By The Texas A&M System National Laboratories Office
Researchers from the Texas A&M Engineering Experiment Station (TEES), a member of The Texas A&M University System and Los Alamos National Laboratory (LANL) are studying advanced reactor structural materials under extreme radiation conditions in order to improve the materials used for building reactor cores. This collaboration is made possible by the Texas A&M System National Laboratories Office and LANL.
Through this collaboration, Professor Lin Shao, Ph.D.; Research Scientist Frank Garner, Ph.D. and doctoral student Miguel Pena from the Department of Nuclear Engineering at Texas A&M University and Stuart Maloy, Ph.D. from LANL are improving existing testing methods and developing new strategies in order to improve the materials used for building reactor cores.
A reactor core contains the fuel, chemicals and support structures necessary for fission to take place, thus producing nuclear energy. As reactors age, the combined effects of radiation, corrosion, stress and high temperatures start to deteriorate the materials making up the core.
The two main issues affecting these materials are void swelling and irradiation-assisted stress corrosion cracking. Void swelling starts at an atomic level, involving a series of violent nuclei-nuclei collisions that evolve into cavities in materials, thus weakening them. Irradiation-assisted stress corrosion cracking is caused by a combination of corrosion from reactor coolant and brittleness from repeated exposure to radiation.
Reactors could be more efficient at burning fast reactor fuel if the cladding and ducts that contain the fuel were resistant to damage from repeated radiation exposure. Current maximum fuel burn is around 10-11% for neutron doses of ~100-150 displacements per atom (dpa), but by increasing the doses to 250-300 dpa, the maximum fuel burn could approach 30%. Therefore, it is important to improve material testing in order to determine which materials can handle higher neutron doses with less damage.

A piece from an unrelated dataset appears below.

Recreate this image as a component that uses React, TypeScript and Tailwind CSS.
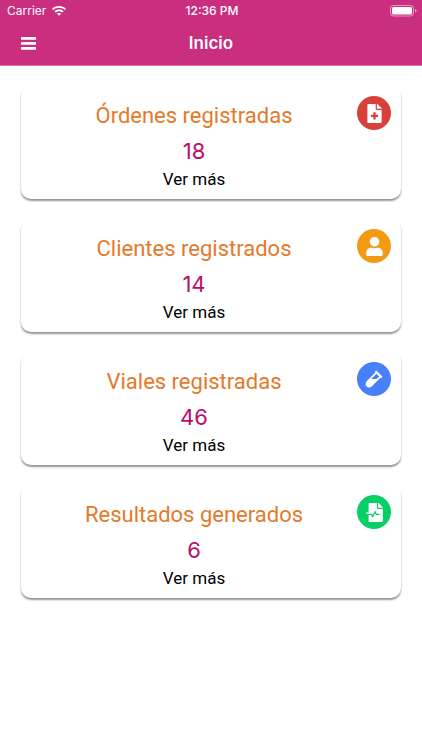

“Currently, the U.S. has no high flux testing reactors. This means in order to evaluate one material’s performance in a typical lifetime service in a commercial nuclear power plant, the material needs to stay inside an existing testing reactor for more than 10 years. By using the accelerator to produce a high current ion beam as a surrogate to the neutron beam, the equivalent damage level can be accumulated in one day,” explained Shao.

Texas A&M’s Accelerator Laboratory is the largest heavy-iron irradiation facility at a university that contributes to nuclear materials studies. It is also a U.S. Department of Energy-approved national user facility. For this collaboration, the TEES group will irradiate several candidate materials of national interest using dual and triple ion beam irradiations, along with some reactor testing. The group from LANL will manufacture advanced alloys for the TEES group for testing.
Maloy explained, “This project will produce the first irradiation data on these materials that were recently produced using laser powder bed additive manufacturing.” Both groups will conduct post-irradiation characterization to study how radiation affected the tested materials.
An important member of the team is graduate student Pena, who is bringing his own expertise and receiving necessary training and experience for future employment with LANL. He stated, “I have years of training already in the Accelerator Laboratory. This project allows me to apply my knowledge to studying additive manufactured materials for advanced reactors, which catches the emerging frontier of nuclear materials. I am excited both for the project and also the career path towards LANL.”
This research will make important advances in scientists’ understanding of reactor materials and help pave the way for advanced, more efficient reactor capabilities in the future. Additionally, this research is providing Texas A&M students a unique insight to a possible future at LANL.